There are no shortage of ways this policy could have been mitigated. Reeves could have announced that 2024 would be the last year in which Winter Fuel Allowance would be universal, giving the government a year to sort out making sure everyone who is entitled to pension credit has it in time.
It could have messaged the cut better – perhaps timing it alongside a budget, which Labour MPs are hoping has at least some crumbs of good news in it. Reeves and Starmer could actually make the case as to why they chose Winter Fuel Allowance when picking a cut.
At present, all either will say is that the Conservatives forced their hand due to the financial “black hole” they left behind. But there is almost £1 trillion a year in public spending, and this obviously was not the only choice.
The reality is that Reeves and Starmer realised this was a poorly-targeted benefit that often gives money to households that don’t need it – but they don’t want to make an argument against universal benefits, because this is wildly unpopular as a line of reasoning within the party.

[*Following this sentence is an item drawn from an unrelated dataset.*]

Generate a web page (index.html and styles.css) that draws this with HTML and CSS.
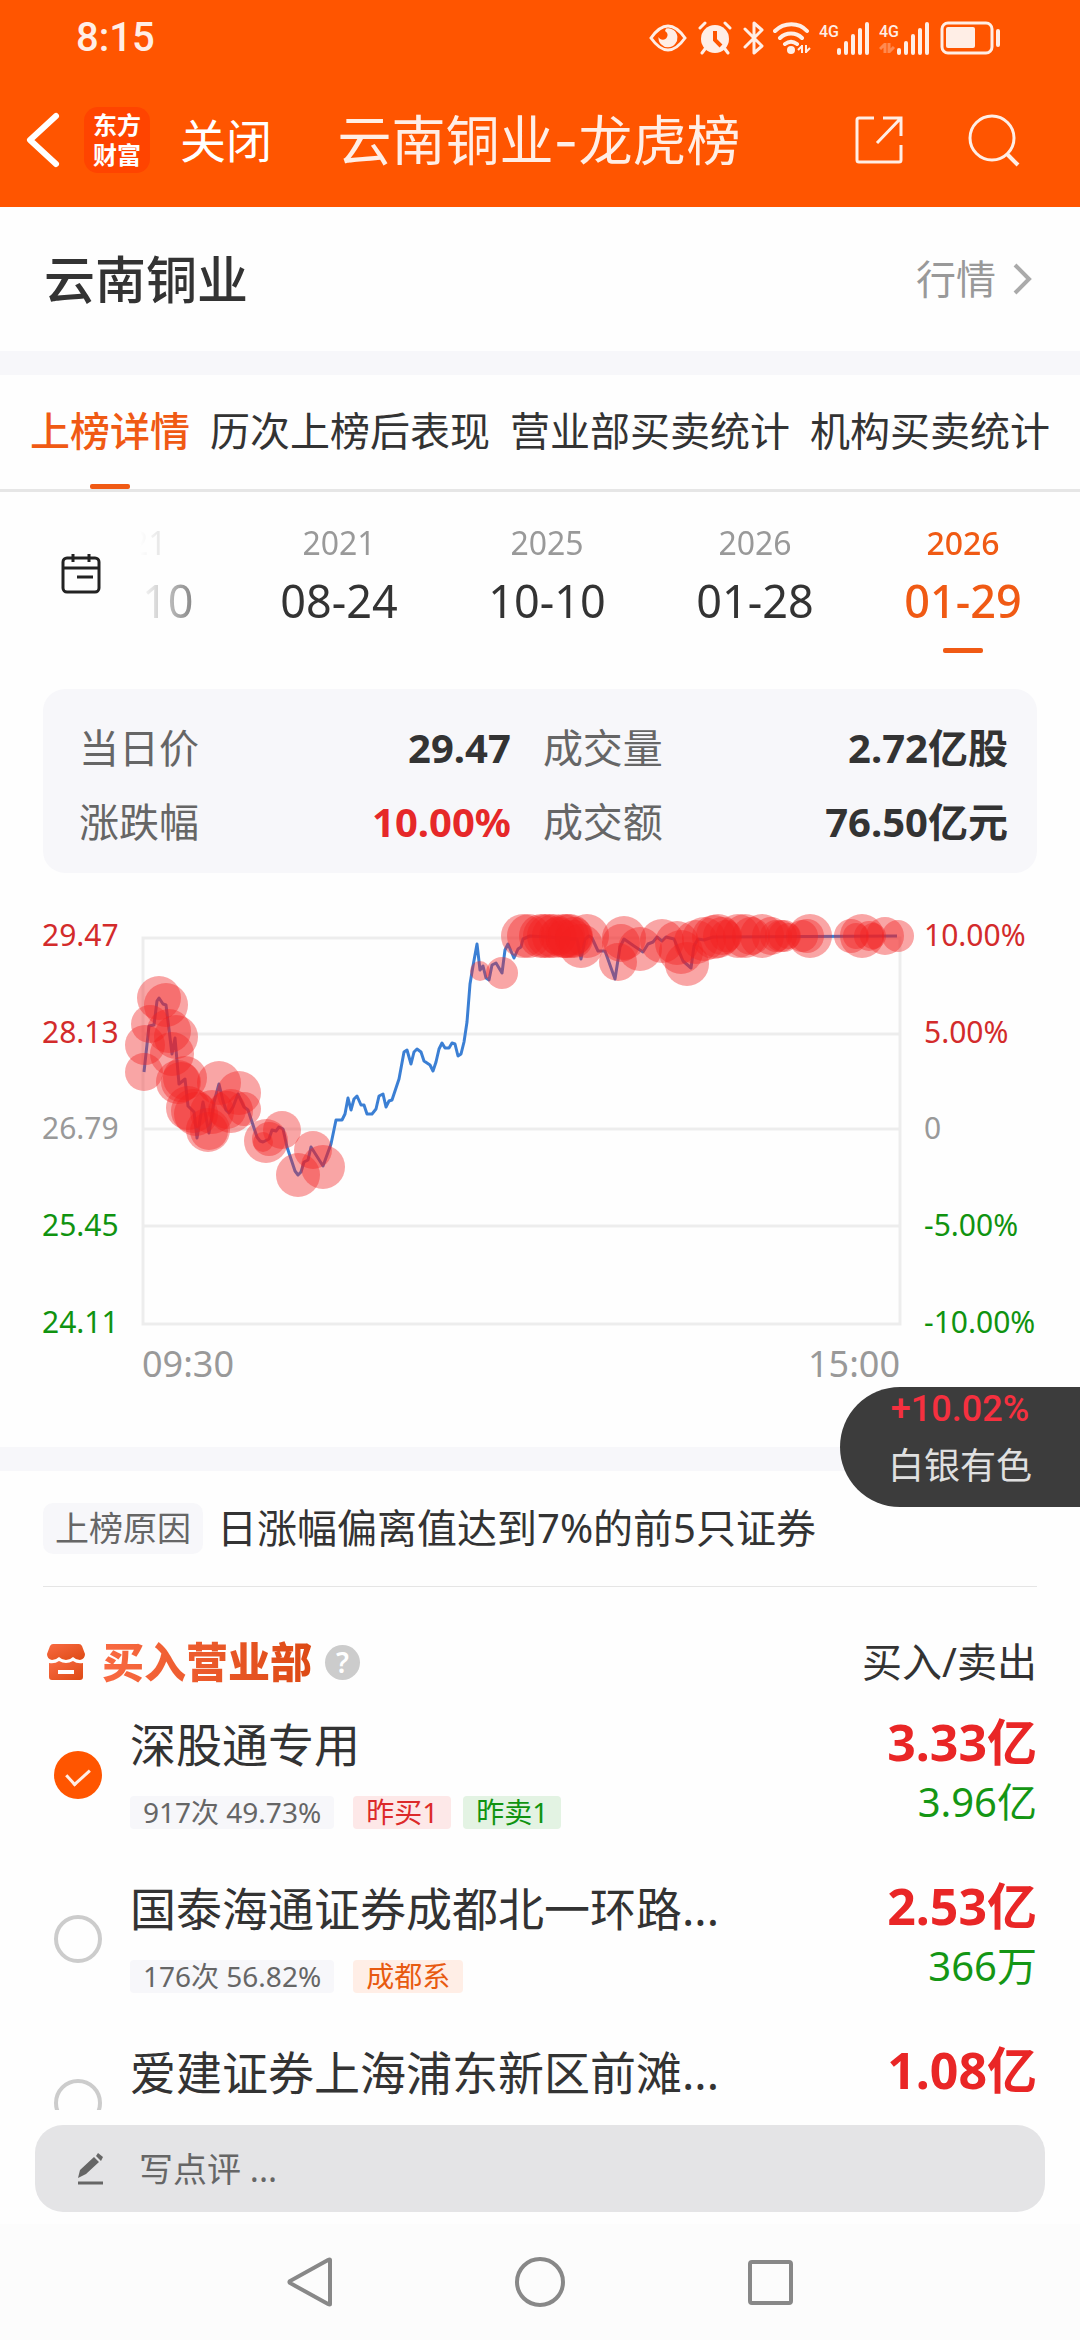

They are left offering hollow justifications for an unpopular policy that no-one truly thinks is actually necessary. The reality is the party wanted to show it was willing to make genuinely difficult and unpopular choices early on, and hit on this as the bullet it was prepared to bite.
Many have talked hopefully of a u-turn on the policy, but that is looking less likely as Labour’s leadership have stuck to the schedule and still plan to vote it through on Tuesday.
There is an awareness at the top of Labour that Keir Starmer has suggested several policies that will be very contentious – such a building on the green belt and reforming planning to make it harder to block development.
If Labour builds a reputation for backing off decisions this early in its term, it will get nothing done. That leaves its pragmatists in the miserable situation of hoping Starmer sticks with a choice they think is stupid and even cruel, just in the hope that he might then actually get something good done later. To say this policy has been bad for morale would be a serious understatement.
Government is full of things that no-one touches because doing so causes a world of pain. Some of them need to be grasped firmly to guide the country out of its current malaise – but most don’t. Most of them just mean months of political misery, and potentially some serious human misery in the real world too. Just because it hurts doesn’t mean it works.
Whatever happens with Winter Fuel Allowance from here on out, Labour needs to pick its battles more carefully. Its ability to get things done in the next five years, let alone to win a second term, will depend on it.